» **Goal**: Output the material beneath this task exactly, images excluded.

» **Source material**:
^^^^^^^^

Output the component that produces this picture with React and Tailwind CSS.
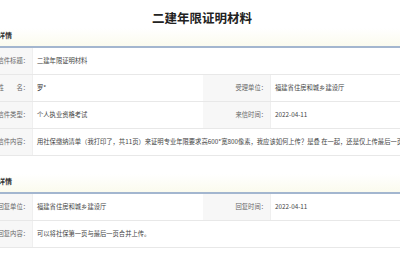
import React from 'react';

const letter = {
  title: '二建年限证明材料',
  name: '罗*',
  dept: '福建省住房和城乡建设厅',
  type: '个人执业资格考试',
  date: '2022-04-11',
  content:
    '用社保缴纳清单（我打印了，共11页）来证明专业年限要求高600*宽800像素，我应该如何上传？是叠 在一起，还是仅上传最后一页',
};

const reply = {
  dept: '福建省住房和城乡建设厅',
  date: '2022-04-11',
  content: '可以将社保第一页与最后一页合并上传。',
};

const Label = ({ children }) => (
  <div className="flex items-center justify-end overflow-hidden whitespace-nowrap bg-[#f7f7f7] pr-[3px] text-[#666] border-r border-[#efefef]">
    {children}
  </div>
);

const Value = ({ children, span }) => (
  <div
    className={`flex items-center overflow-hidden whitespace-nowrap pl-[4px] text-[#444] ${
      span ? 'col-span-3' : ''
    }`}
  >
    {children}
  </div>
);

const Row = ({ children }) => (
  <div className="grid h-[27px] grid-cols-[33px_170px_68px_1fr] border-b border-[#e8e8e8]">
    {children}
  </div>
);

const SectionHeader = ({ text }) => (
  <div className="flex h-[20px] items-center overflow-hidden border-b-2 border-[#a3b6cf] bg-gradient-to-b from-white to-[#fbfbee] pb-[3px]">
    <span className="-ml-[16px] whitespace-nowrap text-[7px] font-bold text-[#333]">{text}</span>
  </div>
);

export default function App() {
  return (
    <div className="h-[260px] w-[400px] overflow-hidden bg-white font-['Noto_Sans_CJK_SC',sans-serif] text-[6.3px]">
      <h1 className="h-[28px] pt-[8px] pl-[4px] text-center text-[12.5px] font-bold leading-[20px] text-[#222]">
        {letter.title}
      </h1>

      <SectionHeader text="来信详情" />
      <Row>
        <Label>信件标题：</Label>
        <Value span>{letter.title}</Value>
      </Row>
      <Row>
        <Label>姓　　名：</Label>
        <Value>{letter.name}</Value>
        <Label>受理单位：</Label>
        <Value>{letter.dept}</Value>
      </Row>
      <Row>
        <Label>信件类型：</Label>
        <Value>{letter.type}</Value>
        <Label>来信时间：</Label>
        <Value>{letter.date}</Value>
      </Row>
      <Row>
        <Label>信件内容：</Label>
        <Value span>{letter.content}</Value>
      </Row>

      <div className="mt-[18px]">
        <SectionHeader text="回复详情" />
        <Row>
          <Label>回复单位：</Label>
          <Value>{reply.dept}</Value>
          <Label>回复时间：</Label>
          <Value>{reply.date}</Value>
        </Row>
        <Row>
          <Label>回复内容：</Label>
          <Value span>{reply.content}</Value>
        </Row>
      </div>
    </div>
  );
}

^^^^^^^^

» **Answer to the problem**:
Output the component that produces this picture with React and Tailwind CSS.
import React from 'react';

const letter = {
  title: '二建年限证明材料',
  name: '罗*',
  dept: '福建省住房和城乡建设厅',
  type: '个人执业资格考试',
  date: '2022-04-11',
  content:
    '用社保缴纳清单（我打印了，共11页）来证明专业年限要求高600*宽800像素，我应该如何上传？是叠 在一起，还是仅上传最后一页',
};

const reply = {
  dept: '福建省住房和城乡建设厅',
  date: '2022-04-11',
  content: '可以将社保第一页与最后一页合并上传。',
};

const Label = ({ children }) => (
  <div className="flex items-center justify-end overflow-hidden whitespace-nowrap bg-[#f7f7f7] pr-[3px] text-[#666] border-r border-[#efefef]">
    {children}
  </div>
);

const Value = ({ children, span }) => (
  <div
    className={`flex items-center overflow-hidden whitespace-nowrap pl-[4px] text-[#444] ${
      span ? 'col-span-3' : ''
    }`}
  >
    {children}
  </div>
);

const Row = ({ children }) => (
  <div className="grid h-[27px] grid-cols-[33px_170px_68px_1fr] border-b border-[#e8e8e8]">
    {children}
  </div>
);

const SectionHeader = ({ text }) => (
  <div className="flex h-[20px] items-center overflow-hidden border-b-2 border-[#a3b6cf] bg-gradient-to-b from-white to-[#fbfbee] pb-[3px]">
    <span className="-ml-[16px] whitespace-nowrap text-[7px] font-bold text-[#333]">{text}</span>
  </div>
);

export default function App() {
  return (
    <div className="h-[260px] w-[400px] overflow-hidden bg-white font-['Noto_Sans_CJK_SC',sans-serif] text-[6.3px]">
      <h1 className="h-[28px] pt-[8px] pl-[4px] text-center text-[12.5px] font-bold leading-[20px] text-[#222]">
        {letter.title}
      </h1>

      <SectionHeader text="来信详情" />
      <Row>
        <Label>信件标题：</Label>
        <Value span>{letter.title}</Value>
      </Row>
      <Row>
        <Label>姓　　名：</Label>
        <Value>{letter.name}</Value>
        <Label>受理单位：</Label>
        <Value>{letter.dept}</Value>
      </Row>
      <Row>
        <Label>信件类型：</Label>
        <Value>{letter.type}</Value>
        <Label>来信时间：</Label>
        <Value>{letter.date}</Value>
      </Row>
      <Row>
        <Label>信件内容：</Label>
        <Value span>{letter.content}</Value>
      </Row>

      <div className="mt-[18px]">
        <SectionHeader text="回复详情" />
        <Row>
          <Label>回复单位：</Label>
          <Value>{reply.dept}</Value>
          <Label>回复时间：</Label>
          <Value>{reply.date}</Value>
        </Row>
        <Row>
          <Label>回复内容：</Label>
          <Value span>{reply.content}</Value>
        </Row>
      </div>
    </div>
  );
}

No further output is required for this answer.